C’est moi aussi qui  faisais la distribution des vêtements et des tricots apportés du Québec.  Une tâche parfois délicate, car comment évaluer les besoins?  Ils sont tous dans le besoin, mais certains encore plus que d’autres…
Avec trois groupes de femmes dans différents villages,   j’ai enseigné toutes les étapes de la stérilisation. Il faut environ quatre heures pour passer avec elles à travers   le processus (règles d’hygiène, préparation des légumes, cuisson et stérilisation).C’est long parce que pour elles tout est nouveau (elles ont découvert ces légumes depuis peu) et parce qu’il faut    traduire au fur et à mesure.  Bien sûr, l’enseignante prend la même posture que les élèves : accroupie.  (Soit dit en passant, ces femmes ont, elles aussi, des maux de dos et de jambes…)
La mission s’est arrêtée dans  plusieurs villages que je connaissais déjà  et  dans deux  nouveaux dont l’un situé aux confins de l’Adrar où les conditions de vie m’ont semblé encore plus difficiles parce que le village est triste, rien n’y pousse et les vents de sable sont omniprésents.  On se demande comment on peut vivre dans de tels endroits si désolés…Pourtant, les femmes courageuses  avec lesquelles j’ai travaillé étaient belles sous leur voile coloré,  chaleureuses et souriantes.  À la fin de la journée, assise derrière le 4x4, je me disais : moi je repars, mais eux ils restent là, c’est leur vie et ce soir et demain, ils continueront à lutter pour survivre, à transporter des bidons d’eau, à supporter ce sable  qui s’immisce  partout, à faire de nombreux enfants …

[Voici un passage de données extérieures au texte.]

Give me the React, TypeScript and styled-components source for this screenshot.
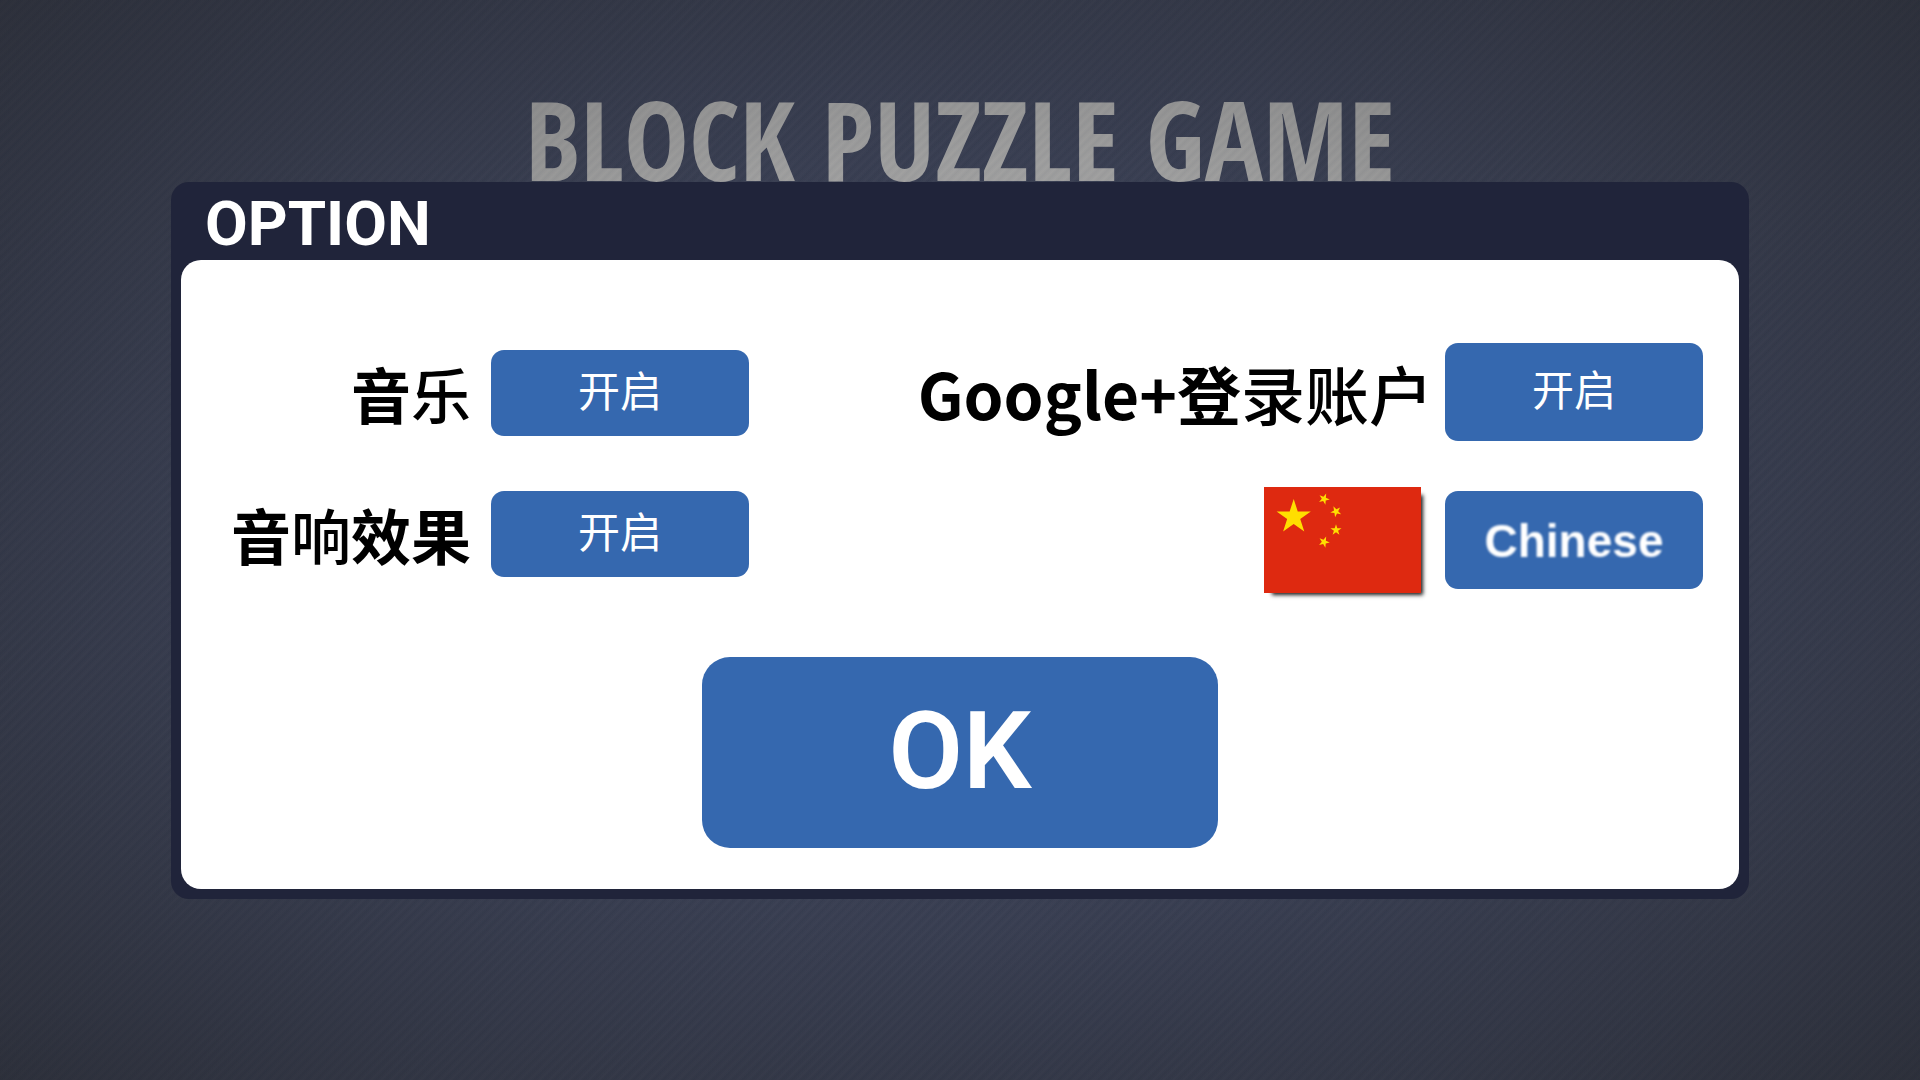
import React, { useState } from "react";
import styled, { createGlobalStyle } from "styled-components";

const GlobalStyle = createGlobalStyle`
  *, *::before, *::after { box-sizing: border-box; }
  body { margin: 0; background: #3e4359; }
`;

const cjk = `"Noto Sans CJK SC", "Noto Sans", sans-serif`;

const stripes = (alpha: number) => `repeating-linear-gradient(
  -45deg,
  rgba(20, 32, 52, ${alpha}) 0,
  rgba(20, 32, 52, 0) 3px,
  rgba(20, 32, 52, ${alpha}) 7px
)`;

const Page = styled.main`
  position: relative;
  min-height: 100vh;
  padding: 94px 171px 60px;
  background: ${stripes(0.08)}, #40465c;
  font-family: ${cjk};
`;

/* Faint stripes and vignette laid over the menu behind the dialog */
const Shade = styled.div`
  position: absolute;
  inset: 0;
  pointer-events: none;
  background:
    ${stripes(0.05)},
    radial-gradient(
      farthest-corner at 50% 50%,
      rgba(30, 29, 26, 0) 0%,
      rgba(30, 29, 26, 0.12) 50%,
      rgba(30, 30, 30, 0.52) 100%
    );
`;

const GameTitle = styled.h1`
  margin: 0;
  padding-top: 2px;
  color: #b2b2b2;
  font: 700 109px/86px "Open Sans Condensed", "Roboto Condensed", sans-serif;
  text-align: center;
  white-space: nowrap;
`;

const Dialog = styled.section`
  position: relative;
  z-index: 1;
  padding: 0 10px 10px;
  border-radius: 18px;
  background: #20243a;
`;

const DialogTitle = styled.h2`
  margin: 0;
  padding: 6px 24px 0;
  color: #fff;
  font: 700 62px/72px Roboto, sans-serif;
`;

const Panel = styled.div`
  display: flex;
  flex-direction: column;
  align-items: center;
  gap: 64px;
  padding: 83px 36px 41px;
  border-radius: 20px;
  background: #fff;
`;

const Columns = styled.div`
  display: flex;
  justify-content: space-between;
  align-self: stretch;
`;

const Column = styled.div<{ $gap: number; $top?: number; $min?: number }>`
  display: flex;
  flex-direction: column;
  align-items: flex-end;
  gap: ${(p) => p.$gap}px;
  min-width: ${(p) => p.$min ?? 0}px;
  padding-top: ${(p) => p.$top ?? 0}px;
`;

const OptionRow = styled.div<{ $gap: number }>`
  display: flex;
  align-items: center;
  gap: ${(p) => p.$gap}px;
`;

const Label = styled.label<{ $size: number }>`
  color: #000;
  font-size: ${(p) => p.$size}px;
  font-weight: 500;
  line-height: 86px;
  white-space: nowrap;
`;

const Strong = styled.b`
  font-weight: 700;
`;

const Button = styled.button`
  border: 0;
  background: #3568af;
  color: #fff;
  cursor: pointer;
`;

const ToggleButton = styled(Button)<{ $height: number }>`
  width: 258px;
  height: ${(p) => p.$height}px;
  padding: 0 0 8px;
  border-radius: 13px;
  font: 400 42px/60px ${cjk};
`;

const LanguageButton = styled(Button)`
  width: 258px;
  height: 98px;
  padding: 2px 0 0;
  border-radius: 13px;
  font: 700 46px/60px "Liberation Sans", sans-serif;
`;

const SoftText = styled.span`
  filter: blur(1px);
`;

const OkButton = styled(Button)`
  width: 516px;
  height: 191px;
  padding: 0 0 4px;
  border-radius: 28px;
  font: 600 108px/124px Roboto, sans-serif;
`;

const Flag = styled.svg`
  display: block;
  width: 157px;
  height: 106px;
  margin-right: 12px;
  background: #de2910;
  box-shadow: 5px 5px 4px -3px rgba(0, 0, 0, 0.9);
`;

function star(cx: number, cy: number, r: number, turn: number) {
  return Array.from({ length: 10 }, (_, i) => {
    const a = ((turn - 90 + i * 36) * Math.PI) / 180;
    const d = i % 2 ? r * 0.382 : r;
    return `${(cx + d * Math.cos(a)).toFixed(2)},${(cy + d * Math.sin(a)).toFixed(2)}`;
  }).join(" ");
}

const stars: [number, number, number, number][] = [
  [29.7, 30, 18, 0],
  [60, 12, 5.8, 22],
  [72, 24.5, 5.8, 45],
  [72, 43, 5.8, 0],
  [60, 55, 5.8, 22],
];

function ChinaFlag() {
  return (
    <Flag viewBox="0 0 157 106" role="img" aria-label="中国">
      {stars.map((s, i) => (
        <polygon key={i} points={star(...s)} fill="#ffde00" />
      ))}
    </Flag>
  );
}

function Toggle({ id, height }: { id: string; height: number }) {
  const [on, setOn] = useState(true);
  return (
    <ToggleButton id={id} $height={height} type="button" aria-pressed={on} onClick={() => setOn(!on)}>
      {on ? "开启" : "关闭"}
    </ToggleButton>
  );
}

export default function App() {
  return (
    <>
      <GlobalStyle />
      <Page>
        <GameTitle>BLOCK PUZZLE GAME</GameTitle>
        <Shade />
        <Dialog role="dialog" aria-labelledby="dialog-title">
          <DialogTitle id="dialog-title">OPTION</DialogTitle>
          <Panel>
            <Columns>
              <Column $gap={55} $top={7} $min={532}>
                <OptionRow $gap={20}>
                  <Label htmlFor="music" $size={60}>
                    <Strong>音</Strong>乐
                  </Label>
                  <Toggle id="music" height={86} />
                </OptionRow>
                <OptionRow $gap={20}>
                  <Label htmlFor="sound" $size={60}>
                    <Strong>音</Strong>响<Strong>效果</Strong>
                  </Label>
                  <Toggle id="sound" height={86} />
                </OptionRow>
              </Column>
              <Column $gap={46}>
                <OptionRow $gap={12}>
                  <Label htmlFor="google" $size={64}>
                    <Strong>Google+登</Strong>录账户
                  </Label>
                  <Toggle id="google" height={98} />
                </OptionRow>
                <OptionRow $gap={12}>
                  <ChinaFlag />
                  <LanguageButton type="button">
                    <SoftText>Chinese</SoftText>
                  </LanguageButton>
                </OptionRow>
              </Column>
            </Columns>
            <OkButton type="button">OK</OkButton>
          </Panel>
        </Dialog>
      </Page>
    </>
  );
}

Nous avons aussi passé une journée dans des campements de nomades où le décor était plus souriant parce qu’il y avait quelques palmeraies, du tourjat (petit arbuste du désert)  et du sbot  (buisson herbeux dont se nourrissent les chameaux). Je pourrais relater tant de rencontres, d’échanges vécus et de situations observées et ressenties, en particulier avec les femmes et les enfants. (Les maris sont souvent absents, partis dans la capitale ou au Maroc pour tenter de gagner leur vie.) Les habitants du désert me ramènent  à des prises de conscience fondamentales : accorder moins d’importance à  certains aspects de nos vies, entre autres tout ce qui touche  le matériel, relativiser, aller plus loin dans le partage sous toutes ses formes, mieux apprécier le bien-être de son lit, l’eau qui coule dans la baignoire… Tant de confort auquel on se réhabitue si vite.  Un peu comme la  personne qui a été malade et qui retrouve la santé et l’apprécie d’autant plus, je veux garder bien vivant en moi ce que je viens concrètement de vivre. Alia, Zenabu, Fatimatou, et tant d’autres visages sans nom que  je ne peux   reléguer au fond de ma mémoire.  Ces femmes et ces enfants vont continuer à m’accompagner et à me donner la main pour avancer sur la route  de façon, je l’espère, plus détachée et plus sereine. Malgré les efforts et la fatigue, je m’estime privilégiée d’avoir vécu ces missions, d’avoir croisé des gens qui, sans le savoir, m’ont beaucoup donné et m’humanisent  davantage.  Le regard porté sur ma réalité d’occidentale choyée change forcément. Et m’incite au dépouillement.  
Je ne sais pas si je retournerai dans le désert, mais ici aussi, près de moi,   il y a  des « Mauritanies » qui   m’interpellent, des gens qui vivent  parfois dans des déserts affectifs  ou matériels peut-être moins visibles, mais tout aussi inacceptables.  C’est donc d’une autre façon que se poursuit la mission.